The IMF estimates that resolving property-related stress over the next three years could cost the equivalent of about 5% of China’s gross domestic product. Officials have also acknowledged the need to restore consumer confidence, which remains subdued.

New home prices continued to decline in November, while fixed asset investment fell 2.6% in the first eleven months of the year. The drop was largely driven by a 15.9% slump in property investment, highlighting the scale of the real estate downturn. Developers continue to struggle to clear unsold housing stock, even after offering steep discounts.

China Vanke is set to hold another bondholder meeting this week after investors rejected a proposal to delay repayments, underscoring the financial strain facing the sector, which once accounted for roughly a quarter of China’s economy.

Other areas of consumption also showed signs of stress.

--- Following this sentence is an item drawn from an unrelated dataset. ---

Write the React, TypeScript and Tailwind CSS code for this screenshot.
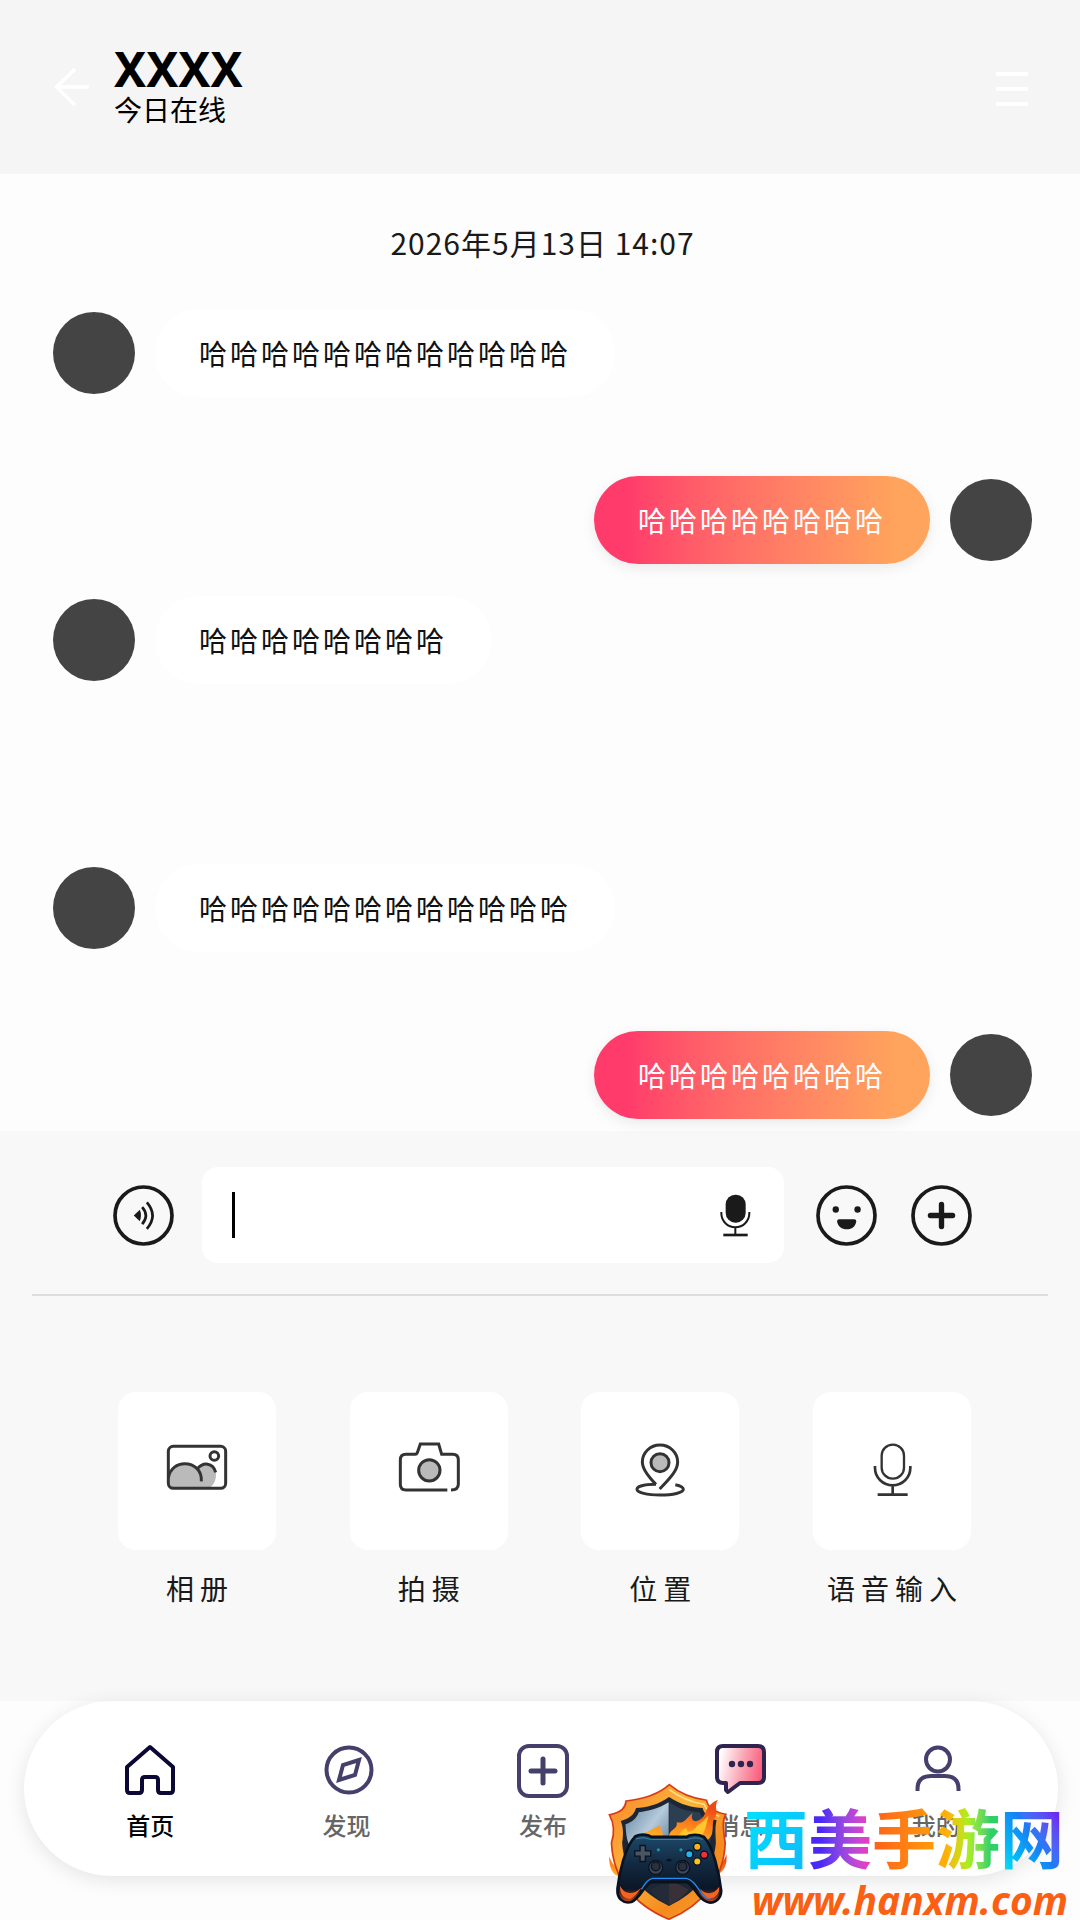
import React from 'react';

interface Message {
  id: number;
  text: string;
  mine: boolean;
  spacing: string;
}

interface NavItem {
  label: string;
  icon: React.ReactNode;
  active?: boolean;
}

const MESSAGES: Message[] = [
  { id: 1, text: '哈哈哈哈哈哈哈哈哈哈哈哈', mine: false, spacing: 'mt-[47px]' },
  { id: 2, text: '哈哈哈哈哈哈哈哈', mine: true, spacing: 'mt-[79px]' },
  { id: 3, text: '哈哈哈哈哈哈哈哈', mine: false, spacing: 'mt-8' },
  { id: 4, text: '哈哈哈哈哈哈哈哈哈哈哈哈', mine: false, spacing: 'mt-45' },
  { id: 5, text: '哈哈哈哈哈哈哈哈', mine: true, spacing: 'mt-[79px]' },
];

const BackIcon = () => (
  <svg className="w-9 h-10" viewBox="0 0 36 40" fill="none" stroke="#fff" strokeWidth="3.5">
    <path d="M35 20H3M21 2 2.5 20 21 38" />
  </svg>
);

const MenuIcon = () => (
  <svg className="w-8 h-10" viewBox="0 0 32 40" fill="#fff">
    <path d="M0 5h32v4H0zM0 20h32v4H0zM0 35h32v4H0z" />
  </svg>
);

const VoiceIcon = () => (
  <svg className="w-[61px] h-[61px]" viewBox="160 194 182 182" fill="none" stroke="#1a1a1a">
    <circle cx="251" cy="285" r="85" strokeWidth="11" />
    <path d="M222 285 240 268Q247 285 240 302Z" fill="#1a1a1a" stroke="none" />
    <path d="M247 260Q269 285 247 311M261 246Q295 285 261 325" strokeWidth="8" />
  </svg>
);

const SolidMicIcon = () => (
  <svg className="w-[31px] h-[43px]" viewBox="479 226 93 129" fill="none" stroke="#1a1a1a" strokeWidth="6">
    <rect x="496" y="228" width="60" height="84" rx="29" fill="#1a1a1a" stroke="none" />
    <path d="M483 280V284A42 42 0 0 0 567 284V280M525 325V348" />
    <path d="M489 349H562" strokeWidth="8" />
  </svg>
);

const SmileIcon = () => (
  <svg className="w-[61px] h-[61px]" viewBox="766 195 182 182" fill="none">
    <circle cx="857" cy="286" r="85" stroke="#1a1a1a" strokeWidth="11" />
    <circle cx="825" cy="268" r="9.5" fill="#1a1a1a" />
    <circle cx="890" cy="268" r="9.5" fill="#1a1a1a" />
    <path d="M835 297H880Q886 297 886 303C884 319 873 327 858 327S831 319 829 303Q829 297 835 297Z" fill="#1a1a1a" />
  </svg>
);

const PlusIcon = () => (
  <svg className="w-[61px] h-[61px]" viewBox="1054 195 182 182" fill="none" stroke="#1a1a1a" strokeLinecap="round">
    <circle cx="1145" cy="286" r="85" strokeWidth="11" />
    <path d="M1145 253V319M1112 286H1178" strokeWidth="16" />
  </svg>
);

const AlbumIcon = () => (
  <svg className="w-[66px] h-[66px]" viewBox="193 202 198 198" fill="none" stroke="#333" strokeWidth="9">
    <path d="M210 320C218 290 236 280 255 280 274 280 286 286 293 296 304 283 315 279 323 279 344 284 351 300 349 314 348 336 338 346 328 353H222Q208 350 208 338Z" fill="#bababa" stroke="none" />
    <rect x="206" y="227" width="172" height="126" rx="15" />
    <circle cx="344" cy="256" r="13" />
    <path d="M206 322C211 292 234 279 255 279 284 279 307 299 305 332M292 296C310 273 340 275 348 305" />
  </svg>
);

const CameraIcon = () => (
  <svg className="w-[66px] h-[66px]" viewBox="887 202 198 198" fill="none" stroke="#333" strokeWidth="9">
    <path d="M1041 358H917Q900 358 900 341V268Q900 251 917 251H945Q949 251 951 246L960 220H1015L1024 251H1057Q1074 251 1074 268V341Q1074 358 1052 358" />
    <circle cx="987" cy="299" r="32" fill="#bababa" />
  </svg>
);

const LocationIcon = () => (
  <svg className="w-[66px] h-[66px]" viewBox="262 202 198 198" fill="none" stroke="#333" strokeWidth="9">
    <path d="M349 341C326 318 308 296 308 274A53 51 0 0 1 414 274C414 296 398 316 360 355" />
    <circle cx="361" cy="276" r="27" fill="#bababa" />
    <path d="M349 341C312 341 292 347 292 356 292 366 322 373 361 373S431 366 431 356C431 349 422 345 407 342" />
  </svg>
);

const MicIcon = () => (
  <svg className="w-[66px] h-[66px]" viewBox="960 202 198 198" fill="none" stroke="#333" strokeWidth="8">
    <rect x="1028" y="222" width="67" height="102" rx="33" strokeWidth="7" />
    <path d="M1008 286V292A53 52 0 0 0 1114 292V286M1061 345V370M1016 372H1106" />
  </svg>
);

const HomeIcon = () => (
  <svg className="w-14 h-14" viewBox="0 0 56 56" fill="none" stroke="#0b0836" strokeWidth="4" strokeLinejoin="round">
    <path d="M5 24 28 4 51 24V47Q51 50 48 50H39Q36 50 36 47V37Q36 34 33 34H23Q20 34 20 37V47Q20 50 17 50H8Q5 50 5 47Z" />
  </svg>
);

const DiscoverIcon = () => (
  <svg className="w-14 h-14" viewBox="0 0 56 56" fill="none" stroke="#45406b" strokeWidth="4">
    <circle cx="30" cy="27" r="22.5" />
    <path d="M40 17 24 22 20 37 36 32Z" />
  </svg>
);

const PublishIcon = () => (
  <svg className="w-14 h-14" viewBox="0 0 56 56" fill="none" stroke="#45406b" strokeWidth="4">
    <rect x="4" y="3" width="48" height="50" rx="10" />
    <path d="M28 16V40M16 28H40" strokeWidth="5" strokeLinecap="round" />
  </svg>
);

const MessageIcon = () => (
  <svg className="w-14 h-14" viewBox="0 0 56 56">
    <defs>
      <linearGradient id="bubble" x1="0" y1="0" x2="1" y2="0.2">
        <stop offset="0.1" stopColor="#fff" />
        <stop offset="0.6" stopColor="#f9a4b3" />
        <stop offset="1" stopColor="#fb5f7e" />
      </linearGradient>
    </defs>
    <path d="M12 3H47Q53 3 53 9V34Q53 40 47 40H29L17 49 15 47V40H12Q6 40 6 34V9Q6 3 12 3Z" fill="url(#bubble)" stroke="#2f2350" strokeWidth="4" strokeLinejoin="round" />
    <g fill="#2f2350">
      <circle cx="21" cy="21" r="3.2" />
      <circle cx="30" cy="21" r="3.2" />
      <circle cx="39" cy="21" r="3.2" />
    </g>
  </svg>
);

const ProfileIcon = () => (
  <svg className="w-14 h-14" viewBox="0 0 56 56" fill="none" stroke="#45406b" strokeWidth="4">
    <circle cx="30" cy="16.5" r="12" />
    <path d="M9.5 48V46Q9.5 33 23 33H37Q50.500 33 50.500 46V48" />
  </svg>
);

const SiteLogo = () => (
  <svg className="w-[120px] h-[138px] shrink-0" viewBox="50 270 360 415">
    <defs>
      <linearGradient id="gold" x1="0" y1="0" x2="1" y2="1">
        <stop offset="0" stopColor="#f9822b" />
        <stop offset="0.4" stopColor="#fbb63a" />
        <stop offset="0.7" stopColor="#f58a1f" />
        <stop offset="1" stopColor="#f6a52c" />
      </linearGradient>
      <linearGradient id="steel" x1="0" y1="0" x2="1" y2="1">
        <stop offset="0" stopColor="#5f7f99" />
        <stop offset="0.5" stopColor="#b5cbdc" />
        <stop offset="1" stopColor="#4d6c86" />
      </linearGradient>
      <linearGradient id="flame" x1="0" y1="1" x2="0.4" y2="0">
        <stop offset="0" stopColor="#ffc02e" />
        <stop offset="0.5" stopColor="#ff8a1c" />
        <stop offset="1" stopColor="#ee4a16" />
      </linearGradient>
      <linearGradient id="pad" x1="0" y1="0" x2="0" y2="1">
        <stop offset="0" stopColor="#1d4a6b" />
        <stop offset="0.45" stopColor="#12283f" />
        <stop offset="0.8" stopColor="#0b1626" />
        <stop offset="1" stopColor="#d44a18" />
      </linearGradient>
    </defs>
    <path d="M54 490C60 512 70 520 84 528L100 560 70 545C56 530 52 510 54 490ZM406 484C408 512 402 536 372 550L372 528C392 518 400 500 406 484Z" fill="url(#flame)" />
    <path d="M234 275C266 302 300 316 346 322 350 342 364 356 404 364 392 384 396 408 402 450 398 560 330 640 233 680 138 640 66 570 60 450 70 420 68 392 54 366 92 358 102 344 104 324 160 318 204 302 234 275Z" fill="url(#gold)" stroke="#d83a14" strokeWidth="5" />
    <path d="M234 290C264 312 298 328 338 334 346 352 358 362 384 370" fill="none" stroke="#ffe08a" strokeWidth="5" />
    <path d="M233 312C270 336 304 344 334 345 340 366 354 376 376 382 370 408 374 430 374 450 366 540 316 600 233 640 150 600 98 540 92 450 96 426 96 404 88 384 112 378 128 366 134 345 164 344 200 336 233 312Z" fill="#1c2635" />
    <path d="M232 328C200 348 170 354 142 358 136 376 122 388 102 394 106 450 106 500 232 500Z" fill="url(#steel)" />
    <path d="M234 328C262 348 292 356 324 358 334 376 346 386 364 392 360 450 356 500 234 500Z" fill="#2c3e52" />
    <path d="M176 592 233 560 292 590C276 612 256 626 233 638 210 626 192 612 176 592Z" fill="#242b38" />
    <path d="M233 560 292 590C276 612 256 626 233 638Z" fill="#3a3138" />
    <path d="M140 425C160 422 184 408 208 396 202 410 216 408 214 430L234 436C228 410 262 410 256 388 280 394 286 374 304 360 296 380 310 392 326 380 350 366 336 340 380 320 366 346 384 352 372 372 360 390 368 400 362 424 350 450 330 448 316 442L150 440Z" fill="url(#flame)" />
    <path d="M250 436C272 424 270 406 286 406 284 424 306 418 318 398 330 390 340 382 352 368 344 400 340 430 316 442Z" fill="#ffc52e" />
    <path d="M132 430Q150 422 172 428L180 432H286L294 428Q318 422 338 432C366 462 384 540 390 594 390 622 364 636 344 626 320 616 312 584 288 568H178C154 584 146 616 120 628 96 634 76 618 78 588 84 538 100 464 132 430Z" fill="url(#pad)" stroke="#0a121f" strokeWidth="8" />
    <path d="M134 438Q154 430 180 440H288Q316 430 334 440" fill="none" stroke="#3d7fa6" strokeWidth="3" />
    <path d="M150 590C164 568 170 560 184 557H286C310 564 318 586 334 606 352 628 372 610 382 594" fill="none" stroke="#248cf0" strokeWidth="4" />
    <path d="M86 580C84 600 94 620 118 618 132 610 142 596 150 584 126 608 100 606 86 580ZM384 582C386 604 370 620 350 616 338 608 332 600 326 588 346 608 368 606 384 582Z" fill="#f4641e" />
    <path d="M146 458H162V474H178V490H162V506H146V490H130V474H146Z" fill="#4a5563" stroke="#0a121f" strokeWidth="4" />
    <g stroke="#0a121f" strokeWidth="4">
      <circle cx="193" cy="524" r="21" fill="#3b4656" />
      <circle cx="193" cy="521" r="13" fill="#273140" />
      <circle cx="274" cy="524" r="21" fill="#3b4656" />
      <circle cx="274" cy="521" r="13" fill="#273140" />
      <circle cx="318" cy="462" r="11" fill="#fdb51d" />
      <circle cx="318" cy="506" r="11" fill="#fdc21d" />
      <circle cx="294" cy="484" r="11" fill="#25b4ea" />
      <circle cx="339" cy="486" r="11" fill="#ee3038" />
    </g>
    <circle cx="201" cy="471" r="5" fill="#1f8fb0" />
    <circle cx="269" cy="471" r="5" fill="#1f8fb0" />
    <ellipse cx="233" cy="502" rx="8" ry="4" fill="#0a121f" />
  </svg>
);

const ACTIONS = [
  { label: '相册', icon: <AlbumIcon /> },
  { label: '拍摄', icon: <CameraIcon /> },
  { label: '位置', icon: <LocationIcon /> },
  { label: '语音输入', icon: <MicIcon /> },
];

const NAV_ITEMS: NavItem[] = [
  { label: '首页', icon: <HomeIcon />, active: true },
  { label: '发现', icon: <DiscoverIcon /> },
  { label: '发布', icon: <PublishIcon /> },
  { label: '消息', icon: <MessageIcon /> },
  { label: '我的', icon: <ProfileIcon /> },
];

const ChatMessage: React.FC<{ message: Message }> = ({ message }) => (
  <li className={`flex items-center gap-5 ${message.spacing} ${message.mine ? 'flex-row-reverse' : ''}`}>
    <div className="w-[82px] h-[82px] shrink-0 rounded-full bg-[#444]" />
    <p
      className={`px-11 py-6 rounded-full text-[28px] leading-10 tracking-[3px] ${
        message.mine
          ? 'text-white bg-linear-to-r from-[#ff3b6b] from-10% to-[#ffa45c] to-90% shadow-[0_4px_14px_rgba(0,0,0,0.08)]'
          : 'text-[#111] bg-white'
      }`}
    >
      {message.text}
    </p>
  </li>
);

export default function App() {
  return (
    <div className="bg-[#fdfdfd] text-[#1a1a1a] font-['Noto_Sans_CJK_SC',sans-serif]">
      <header className="flex items-center h-[174px] pl-[54px] pr-[52px] bg-[#f5f5f5]">
        <button aria-label="返回">
          <BackIcon />
        </button>
        <div className="flex-1 ml-6 text-black">
          <h1 className="font-['Noto_Sans',sans-serif] text-5xl leading-11 font-bold">XXXX</h1>
          <p className="text-[28px] leading-9">今日在线</p>
        </div>
        <button aria-label="菜单">
          <MenuIcon />
        </button>
      </header>

      <main className="pt-12 pl-[53px] pr-12 pb-3">
        <time className="block text-center text-[30px] leading-10 tracking-[1px]">2026年5月13日 14:07</time>
        <ul>
          {MESSAGES.map(message => (
            <ChatMessage key={message.id} message={message} />
          ))}
        </ul>
      </main>

      {/* 输入面板 */}
      <section className="pt-9 pb-[93px] bg-[#f8f8f8]">
        <div className="flex items-center pl-[113px] pr-[108px]">
          <button aria-label="语音">
            <VoiceIcon />
          </button>
          <div className="flex flex-1 items-center h-24 ml-7 mr-8 pl-[30px] pr-[33px] rounded-2xl bg-white">
            <span className="w-[3px] h-[46px] bg-black" />
            <input
              type="text"
              aria-label="输入消息"
              className="flex-1 min-w-0 h-full px-2 text-[28px] caret-transparent outline-none"
            />
            <button aria-label="语音输入">
              <SolidMicIcon />
            </button>
          </div>
          <div className="flex gap-[34px]">
            <button aria-label="表情">
              <SmileIcon />
            </button>
            <button aria-label="更多">
              <PlusIcon />
            </button>
          </div>
        </div>

        <hr className="mx-8 mt-[31px] border-t-2 border-[#dedede]" />

        <div className="flex justify-between mt-24 pl-[118px] pr-[109px]">
          {ACTIONS.map(action => (
            <button key={action.label} className="flex flex-col items-center gap-[18px]">
              <span className="flex items-center justify-center w-[158px] h-[158px] rounded-[18px] bg-white">
                {action.icon}
              </span>
              <span className="pl-1.5 text-[28px] leading-10 tracking-[6px]">{action.label}</span>
            </button>
          ))}
        </div>
      </section>

      {/* 底部导航 */}
      <footer className="relative pl-6 pr-[22px] pb-[45px]">
        <nav className="flex h-[175px] pl-7 pr-6 pt-[42px] rounded-full bg-white shadow-[0_4px_20px_rgba(0,0,0,0.1)]">
          {NAV_ITEMS.map(item => (
            <a key={item.label} href="#" className="flex flex-1 flex-col items-center gap-2.5">
              {item.icon}
              <span className={`text-2xl leading-8 font-medium ${item.active ? 'text-black' : 'text-[#666]'}`}>
                {item.label}
              </span>
            </a>
          ))}
        </nav>

        <div className="absolute right-3 bottom-0 flex items-end gap-4">
          <SiteLogo />
          <div className="flex flex-col items-end">
            <p className="mr-1 mb-1 text-[64px] leading-20 font-bold">
              <span className="text-transparent bg-clip-text bg-linear-to-br from-[#00e8ff] to-[#12b4f8]">西</span>
              <span className="text-transparent bg-clip-text bg-linear-to-r from-[#4a28f5] from-20% to-[#e23fc8] to-90%">美</span>
              <span className="text-transparent bg-clip-text bg-linear-to-r from-[#ff5e1a] to-[#ff9c08]">手</span>
              <span className="text-transparent bg-clip-text bg-linear-to-r from-[#ffae08] from-15% via-[#a8ee1e] to-[#2fd068] to-85%">游</span>
              <span className="text-transparent bg-clip-text bg-linear-to-tr from-[#10dcf5] from-10% via-[#1a7cf5] to-[#6a2af0] to-80%">网</span>
            </p>
            <a href="#" className="font-['Noto_Sans',sans-serif] text-[39px] leading-[42px] font-bold italic text-[#fb5f14]">
              www.hanxm.com
            </a>
          </div>
        </div>
      </footer>
    </div>
  );
}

Annual car sales fell 8.5%, the sharpest decline in ten months, dampening hopes for a year-end rebound. Even the extended Singles’ Day shopping festival failed to lift spending sentiment.

Zhang Zhiwei, chief economist at Pinpoint Asset Management, said the slowdown was broad-based, with weak retail sales particularly concerning. He noted that declining investment and ongoing property market weakness are increasingly feeding through to consumer confidence.

Rising trade headwinds add pressure

Looking ahead, policymakers are expected to stick with a growth target of around 5% next year as China prepares to launch a new five-year economic plan. However, both the World Bank and the IMF project more modest growth, reflecting structural challenges and external risks.

At a recent high-level policy meeting, Chinese leaders pledged to maintain a proactive fiscal stance to support consumption and investment, while acknowledging a widening gap between strong supply and weak domestic demand. Critics argue this signals continued reliance on a production-led model, rather than a decisive shift toward household-driven growth.

At the same time, external pressures are mounting. Several countries have signaled plans to curb imports from China. France has warned of possible tariffs over what it sees as unsustainable trade imbalances, while Mexico has approved tariff hikes of up to 50% on Chinese imports next year to protect domestic industry.

Analysts caution that if export demand weakens further, Chinese producers may struggle to find alternative sources of growth at home.

Zichun Huang, China economist at Capital Economics, said the November data point to widespread weakness in domestic activity, partly due to reduced fiscal spending. While policy support may deliver a partial recovery in coming months, he warned that it is unlikely to prevent overall growth from remaining subdued through 2026.